US courts begin generating case law on AI-generated legal research and attorney-client privilege as lawyers warn clients that AI chat logs could be disclosed in litigation
A growing body of US case law is prompting urgent client advisories from major law firms about the risks of using AI tools in legal research and privileged communications, with courts beginning to rule on whether AI-assisted work product and chat logs retain attorney-client privilege (the legal rule protecting confidential communications between a lawyer and their client from compelled disclosure). Firms including O'Melveny & Myers and Debevoise & Plimpton have published guidance warning that AI chat transcripts — particularly those generated on third-party 'open' AI platforms — may not be protected from disclosure in litigation because privilege attaches to communications with lawyers, not to interactions with AI tools.
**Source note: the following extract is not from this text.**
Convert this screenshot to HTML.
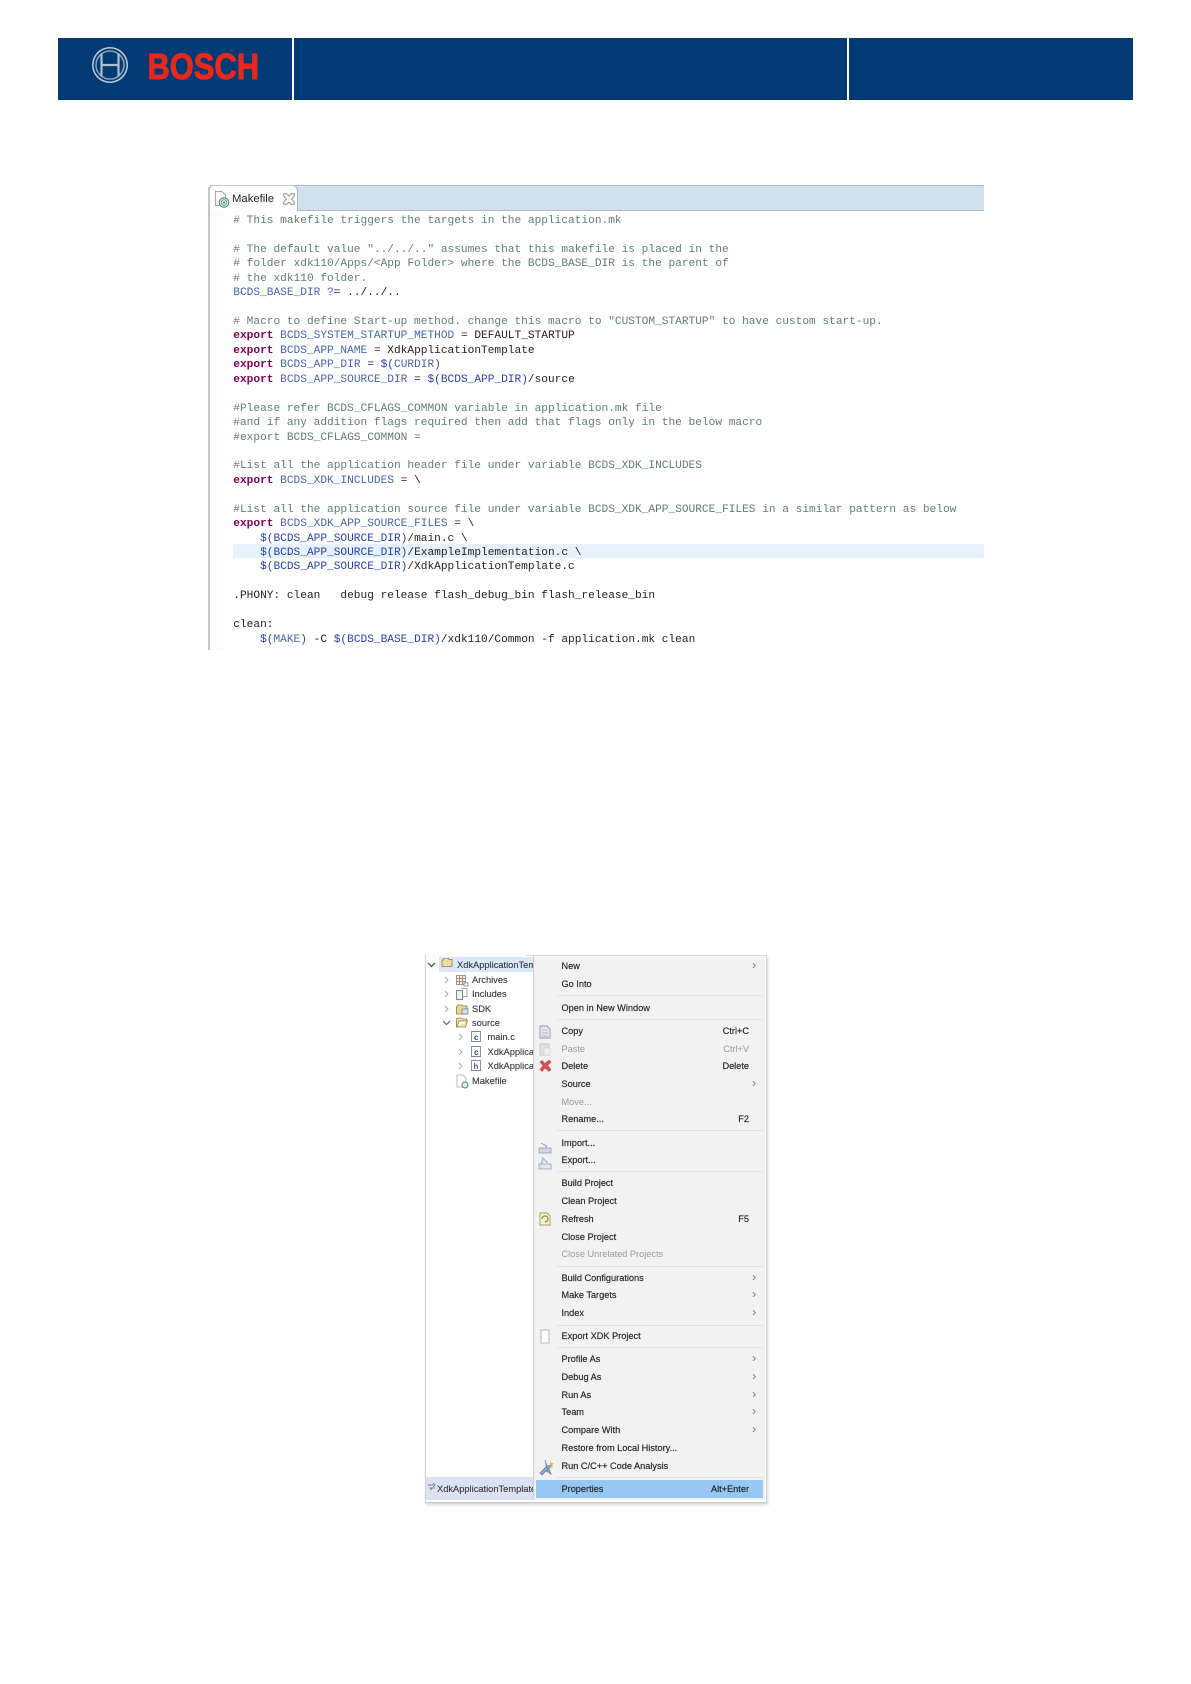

The emerging consensus from firm advisories is that closed AI systems (private, enterprise-grade tools deployed within a firm's own environment) offer stronger privilege protections than consumer-facing platforms, though even those protections remain largely untested in court. Debevoise has advised clients that AI research is more likely to attract privilege protection if conducted at the direction of a lawyer, recommending that users include a statement in their AI prompts confirming the research is being done under legal direction. Separately, AI use clauses are increasingly appearing in law firm–client engagement contracts, with at least one firm — Sher Tremonte — including express disclosure provisions about privileged communications and AI use in its retainer agreements. The development has direct implications for how UK and US law firms manage AI risk, given that London offices of US firms are subject to both Solicitors Regulation Authority (SRA) and US bar obligations in respect of competence and confidentiality.
Why this matters
The emergence of AI privilege case law creates an immediate compliance risk for any law firm whose fee earners use AI tools without a defined governance framework — and generates direct demand for legal advice on AI governance policies, vendor due diligence, and client contract terms. For UK-facing firms, the SRA's competence framework requires solicitors to understand the tools they deploy, meaning ad hoc AI use without oversight protocols now carries professional regulatory risk in addition to litigation exposure. The 'why now' is the maturation of AI tool adoption across the profession: firms that were early adopters in 2024–25 are now encountering the downstream legal consequences in live proceedings. The practice area most immediately activated is technology and data, followed by litigation (disclosure obligations) and professional regulation — a combination that uniquely touches most City practice groups simultaneously.
On the Ground
A trainee in the AI and technology practice would assist with drafting AI governance policy documents for law firm clients seeking to formalise their use of generative AI tools, and would prepare vendor due diligence questionnaires assessing whether a proposed AI platform meets the firm's data security and privilege-preservation requirements.
Interview prep
Soundbite
AI privilege case law is making 'open' AI tools a litigation liability — firms that haven't audited their AI stack now face disclosure risk.
Question you might get
“How would you advise a client who has been using a consumer-facing AI tool to draft privileged legal strategy documents, and what steps should their legal team take if those AI chat logs are now subject to a disclosure request in litigation?”
Full answer
Courts are beginning to rule on whether AI-generated research and chat logs can be compelled in discovery, prompting major firms including O'Melveny and Debevoise to issue urgent client guidance on privilege risks. The core issue is that attorney-client privilege protects lawyer-to-client communications — not interactions with a third-party AI system — meaning that chat logs from consumer AI platforms may be entirely unprotected. This matters for law firms because it triggers obligations under both the SRA competence framework in the UK and US bar rules on confidentiality. The broader trend is that AI adoption has run ahead of the legal framework governing it, and courts are now filling the gap. I'd expect UK courts and the SRA to issue analogous guidance within the next 12 months as the volume of AI-assisted work product in English litigation increases.